Braintree was acquired years before you started using them, so the PayPal-interference angle doesn't really play. The only thing surprising is that you're in the business of facilitating event ticket sales and weren't expecting and prepared for this. Pre-selling anything is very high risk for the underwriting bank, especially events: if the event is poorly planned or doesn't get put on, and the organizers have spent the money or disappeared, they can end up on the hook for hundreds to thousands of chargebacks. One failed event can take down a small payment processor, as their chargeback ratio will be decimated. It's pretty much guaranteed to take you out if you're letting them sell through you. The fact that you had other customers with events that went successfully in the past doesn't reduce the risk for the next guy's event. This situation was inevitable, and that will be the case no matter what processor you work with, as they're virtually all underwritten by the same dozen or fewer banks in the end... often the same two banks that underwrite PayPal's card processing. My advice: unless you can get to Eventbrite scale, vet event organizers well, and limit the size of events you sell tickets for, don't be an intermediary for event ticket sales. Make them bring their own payment accounts for any event where 100% of sales getting charged back would be more than 1% of your monthly volume.


It takes time for an acquiring company to sink its talons in. Braintree assured us upon signing up that they were completely independent and would continue to operate the same as always. It was naive to believe that of course.

We had 3 years of processing events in our very niche space where each of our organizers that sell tickets are licensed, bonded, and fingerprinted, registered with the SEC and have an active profile on FINRA (because they are licensed to sell securities) that shows so much as a credit card default when it come to financial impropriety.

The real problem with Braintree is that they were not open and upfront about their policies and even misleading at times. If certain levels of ticket sales would be too risky for them, then they should have told us those limits up front, rather than waiting until sales were high and then freezing the account and holding the money.

As for your advice, I agree, that is our plan moving forward. We will only process small events in house and require people to get their own account otherwise.


I wonder if Braintree warned their customers that they will be changing their operations / policy and gave fair warning before flipping the switch.


As someone in the payments industry, event tickets are very risky. You can sell event tickets, get paid. The events is far out in the future and all is well, then on the day of event you're a no show and the chargebacks starts rolling in. If you can't pay it, then the processor eats it.


Can’t you use a payment system that doesn’t allow chargebacks?


Not if you want people to attend. Cash, wire transfer, money order & crypto aren’t how people buy tickets ahead of an event.


In the U.S., you mean.
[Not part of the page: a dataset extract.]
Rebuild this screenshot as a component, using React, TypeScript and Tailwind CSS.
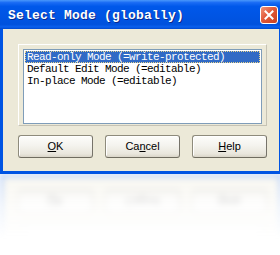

I've seen plenty of events (usually professional conferences) that have to be paid in cash or wire transfer here in South America.
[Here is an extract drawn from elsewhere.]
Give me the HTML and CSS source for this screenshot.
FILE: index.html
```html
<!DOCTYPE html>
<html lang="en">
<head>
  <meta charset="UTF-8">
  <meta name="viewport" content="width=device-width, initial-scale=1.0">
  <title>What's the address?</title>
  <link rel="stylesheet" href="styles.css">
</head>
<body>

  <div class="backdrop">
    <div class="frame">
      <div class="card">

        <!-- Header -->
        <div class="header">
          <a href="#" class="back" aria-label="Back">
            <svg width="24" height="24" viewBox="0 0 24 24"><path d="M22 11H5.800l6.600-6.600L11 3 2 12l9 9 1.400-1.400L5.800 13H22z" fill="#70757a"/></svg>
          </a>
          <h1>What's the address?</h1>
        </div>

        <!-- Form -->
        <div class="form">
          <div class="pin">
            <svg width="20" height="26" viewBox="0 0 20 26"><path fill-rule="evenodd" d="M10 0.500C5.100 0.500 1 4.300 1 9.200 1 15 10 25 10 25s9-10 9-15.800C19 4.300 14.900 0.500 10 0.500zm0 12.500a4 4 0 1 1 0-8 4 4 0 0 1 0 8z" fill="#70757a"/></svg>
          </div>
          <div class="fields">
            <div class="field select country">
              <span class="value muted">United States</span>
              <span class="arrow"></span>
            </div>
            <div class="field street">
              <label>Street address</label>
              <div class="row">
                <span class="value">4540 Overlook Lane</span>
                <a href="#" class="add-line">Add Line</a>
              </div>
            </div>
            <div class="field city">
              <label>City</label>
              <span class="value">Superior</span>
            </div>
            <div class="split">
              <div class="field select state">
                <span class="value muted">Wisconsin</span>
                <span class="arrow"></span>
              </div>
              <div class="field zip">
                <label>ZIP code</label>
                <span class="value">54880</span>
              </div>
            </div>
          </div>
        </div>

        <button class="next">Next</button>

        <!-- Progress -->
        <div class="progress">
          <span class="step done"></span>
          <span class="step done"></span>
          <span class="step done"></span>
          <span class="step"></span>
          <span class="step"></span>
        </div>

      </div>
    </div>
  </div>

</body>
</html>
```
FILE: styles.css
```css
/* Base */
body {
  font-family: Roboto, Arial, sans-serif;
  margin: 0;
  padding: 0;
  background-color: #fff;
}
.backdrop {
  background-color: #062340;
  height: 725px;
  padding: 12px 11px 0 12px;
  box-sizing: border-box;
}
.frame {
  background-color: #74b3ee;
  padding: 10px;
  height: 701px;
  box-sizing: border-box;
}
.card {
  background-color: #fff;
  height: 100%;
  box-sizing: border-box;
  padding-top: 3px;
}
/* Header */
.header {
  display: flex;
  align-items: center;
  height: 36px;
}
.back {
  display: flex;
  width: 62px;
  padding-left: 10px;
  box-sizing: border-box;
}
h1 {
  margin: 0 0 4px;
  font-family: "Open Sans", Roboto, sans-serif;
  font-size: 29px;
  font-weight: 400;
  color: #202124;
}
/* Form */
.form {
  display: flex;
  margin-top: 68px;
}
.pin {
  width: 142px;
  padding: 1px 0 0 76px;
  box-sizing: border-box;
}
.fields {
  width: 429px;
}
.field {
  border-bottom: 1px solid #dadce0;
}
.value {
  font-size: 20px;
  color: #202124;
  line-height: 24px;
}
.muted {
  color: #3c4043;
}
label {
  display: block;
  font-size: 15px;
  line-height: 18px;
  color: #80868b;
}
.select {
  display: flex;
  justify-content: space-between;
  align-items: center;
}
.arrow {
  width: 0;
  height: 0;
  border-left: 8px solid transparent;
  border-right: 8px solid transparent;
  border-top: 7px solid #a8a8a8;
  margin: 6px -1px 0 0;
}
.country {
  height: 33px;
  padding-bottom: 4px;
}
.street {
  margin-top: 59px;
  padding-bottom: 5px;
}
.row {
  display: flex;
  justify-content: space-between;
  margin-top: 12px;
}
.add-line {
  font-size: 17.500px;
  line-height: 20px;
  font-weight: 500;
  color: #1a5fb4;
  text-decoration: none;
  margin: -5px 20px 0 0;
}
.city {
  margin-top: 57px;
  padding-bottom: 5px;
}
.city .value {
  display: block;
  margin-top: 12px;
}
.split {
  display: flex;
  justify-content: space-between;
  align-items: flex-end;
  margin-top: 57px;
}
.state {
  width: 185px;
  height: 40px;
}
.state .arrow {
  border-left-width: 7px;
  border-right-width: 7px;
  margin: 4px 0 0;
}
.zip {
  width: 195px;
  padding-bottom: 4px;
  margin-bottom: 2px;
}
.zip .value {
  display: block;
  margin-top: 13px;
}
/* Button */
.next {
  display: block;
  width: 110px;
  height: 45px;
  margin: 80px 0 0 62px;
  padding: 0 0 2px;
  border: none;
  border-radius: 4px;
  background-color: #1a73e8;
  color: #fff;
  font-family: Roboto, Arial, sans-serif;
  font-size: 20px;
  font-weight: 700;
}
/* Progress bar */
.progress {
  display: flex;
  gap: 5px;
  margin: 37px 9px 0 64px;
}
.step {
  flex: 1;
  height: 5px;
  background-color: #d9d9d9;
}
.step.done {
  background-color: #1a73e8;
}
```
I've never actually bought tickets with PayPal. It's acceptable in a lot of places. Then again, the tickets I buy aren't over $25.


> Then they just decided to shut down 2 of our newest customers and hold 100% of their funds ransom for 180 days

So Braintree supports payments through a number of providers, credit cards and PayPal, Apple Pay, etc. When you say they hold 100% of their funds, is this for PayPal payments via Braintree, or is it also credit card payments (i.e. payments directly to Braintree)? In other words, are the 100% fund you mention stored at PayPal?

The reason I'm asking is because Braintree does credit card disbursement a couple of days (or something like that) after a credit card payment has been performed. So if they shut a customer down, wouldn't they "only" hold the money from the first transaction after the last payout, till the shutdown occured? In other words, if the last payout from Braintree happened on Monday, and there was another transaction on Tuesday due to be paid out to the merchant by Braintree on Thursday, and Braintree shut them down on Wednesday, this would mean the "100% funds" mentioned is the transactions happening on from Tuesday till Wednesday, since they were shutdown on Wednesday?

I hope the question make sense! Just trying to make sense of this :-) (using Braintree as well, but not Marketplace)


After reading the horror stories related to Paypal, I personally do understand why anyone would use them other than for VERY casual/inconsequential transactions. Sorry to see this spread, but it seems reasonable to assume it would following the purchase.


What are the alternatives, besides asking for a credit card # via Stripe? From customers point of view, it's simply easier & safer to pay with PayPal.


PayPal is horrible. They acquired Braintree and now Braintree has become horrible. They are now acting like established banks, and that is why startups like Stripe kicked them in the proverbial behind. PayPal nor Braintree is is startup friendly. Stay away from both.


I've always been really wary of PayPal because of all the stories like this. Freezing 100% of funds is a really scary thing.


I am using Braintree for years and never had any issues, Support is really great as well.